Leave out any picture and return the remaining listing below exactly as given.

— start PROVIDED DATA —

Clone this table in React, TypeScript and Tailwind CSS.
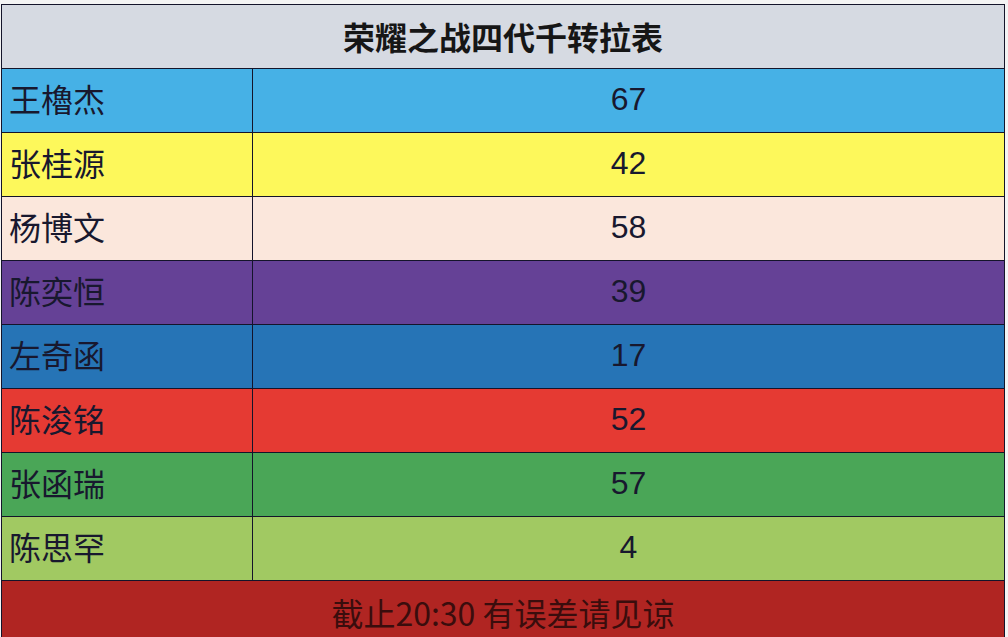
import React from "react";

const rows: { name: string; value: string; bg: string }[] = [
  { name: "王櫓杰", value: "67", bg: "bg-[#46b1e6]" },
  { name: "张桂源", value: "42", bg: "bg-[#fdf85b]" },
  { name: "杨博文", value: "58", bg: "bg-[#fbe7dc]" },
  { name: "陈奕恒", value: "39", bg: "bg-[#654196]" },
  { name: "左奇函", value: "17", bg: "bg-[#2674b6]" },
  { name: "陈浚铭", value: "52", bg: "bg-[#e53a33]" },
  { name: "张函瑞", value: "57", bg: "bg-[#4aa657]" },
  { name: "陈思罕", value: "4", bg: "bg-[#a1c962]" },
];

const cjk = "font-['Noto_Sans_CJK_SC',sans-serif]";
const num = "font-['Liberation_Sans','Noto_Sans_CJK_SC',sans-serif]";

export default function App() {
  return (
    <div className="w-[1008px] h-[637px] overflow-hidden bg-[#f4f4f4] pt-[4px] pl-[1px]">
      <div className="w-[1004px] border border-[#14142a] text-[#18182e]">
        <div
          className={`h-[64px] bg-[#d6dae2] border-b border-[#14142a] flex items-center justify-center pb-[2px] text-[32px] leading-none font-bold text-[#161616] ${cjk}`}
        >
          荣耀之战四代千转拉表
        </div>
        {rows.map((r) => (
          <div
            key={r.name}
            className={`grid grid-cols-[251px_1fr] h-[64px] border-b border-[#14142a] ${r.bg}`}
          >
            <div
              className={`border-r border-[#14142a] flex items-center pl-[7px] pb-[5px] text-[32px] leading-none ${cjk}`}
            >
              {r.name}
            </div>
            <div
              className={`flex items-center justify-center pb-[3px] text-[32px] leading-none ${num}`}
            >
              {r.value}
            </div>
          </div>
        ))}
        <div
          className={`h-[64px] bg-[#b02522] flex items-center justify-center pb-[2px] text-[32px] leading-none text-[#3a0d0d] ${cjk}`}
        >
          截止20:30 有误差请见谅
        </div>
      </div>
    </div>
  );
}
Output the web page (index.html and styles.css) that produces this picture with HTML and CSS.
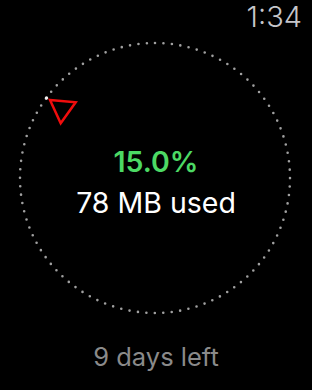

— end PROVIDED DATA —

* **ANSWER TO THE TASK**
Clone this table in React, TypeScript and Tailwind CSS.
import React from "react";

const rows: { name: string; value: string; bg: string }[] = [
  { name: "王櫓杰", value: "67", bg: "bg-[#46b1e6]" },
  { name: "张桂源", value: "42", bg: "bg-[#fdf85b]" },
  { name: "杨博文", value: "58", bg: "bg-[#fbe7dc]" },
  { name: "陈奕恒", value: "39", bg: "bg-[#654196]" },
  { name: "左奇函", value: "17", bg: "bg-[#2674b6]" },
  { name: "陈浚铭", value: "52", bg: "bg-[#e53a33]" },
  { name: "张函瑞", value: "57", bg: "bg-[#4aa657]" },
  { name: "陈思罕", value: "4", bg: "bg-[#a1c962]" },
];

const cjk = "font-['Noto_Sans_CJK_SC',sans-serif]";
const num = "font-['Liberation_Sans','Noto_Sans_CJK_SC',sans-serif]";

export default function App() {
  return (
    <div className="w-[1008px] h-[637px] overflow-hidden bg-[#f4f4f4] pt-[4px] pl-[1px]">
      <div className="w-[1004px] border border-[#14142a] text-[#18182e]">
        <div
          className={`h-[64px] bg-[#d6dae2] border-b border-[#14142a] flex items-center justify-center pb-[2px] text-[32px] leading-none font-bold text-[#161616] ${cjk}`}
        >
          荣耀之战四代千转拉表
        </div>
        {rows.map((r) => (
          <div
            key={r.name}
            className={`grid grid-cols-[251px_1fr] h-[64px] border-b border-[#14142a] ${r.bg}`}
          >
            <div
              className={`border-r border-[#14142a] flex items-center pl-[7px] pb-[5px] text-[32px] leading-none ${cjk}`}
            >
              {r.name}
            </div>
            <div
              className={`flex items-center justify-center pb-[3px] text-[32px] leading-none ${num}`}
            >
              {r.value}
            </div>
          </div>
        ))}
        <div
          className={`h-[64px] bg-[#b02522] flex items-center justify-center pb-[2px] text-[32px] leading-none text-[#3a0d0d] ${cjk}`}
        >
          截止20:30 有误差请见谅
        </div>
      </div>
    </div>
  );
}
Output the web page (index.html and styles.css) that produces this picture with HTML and CSS.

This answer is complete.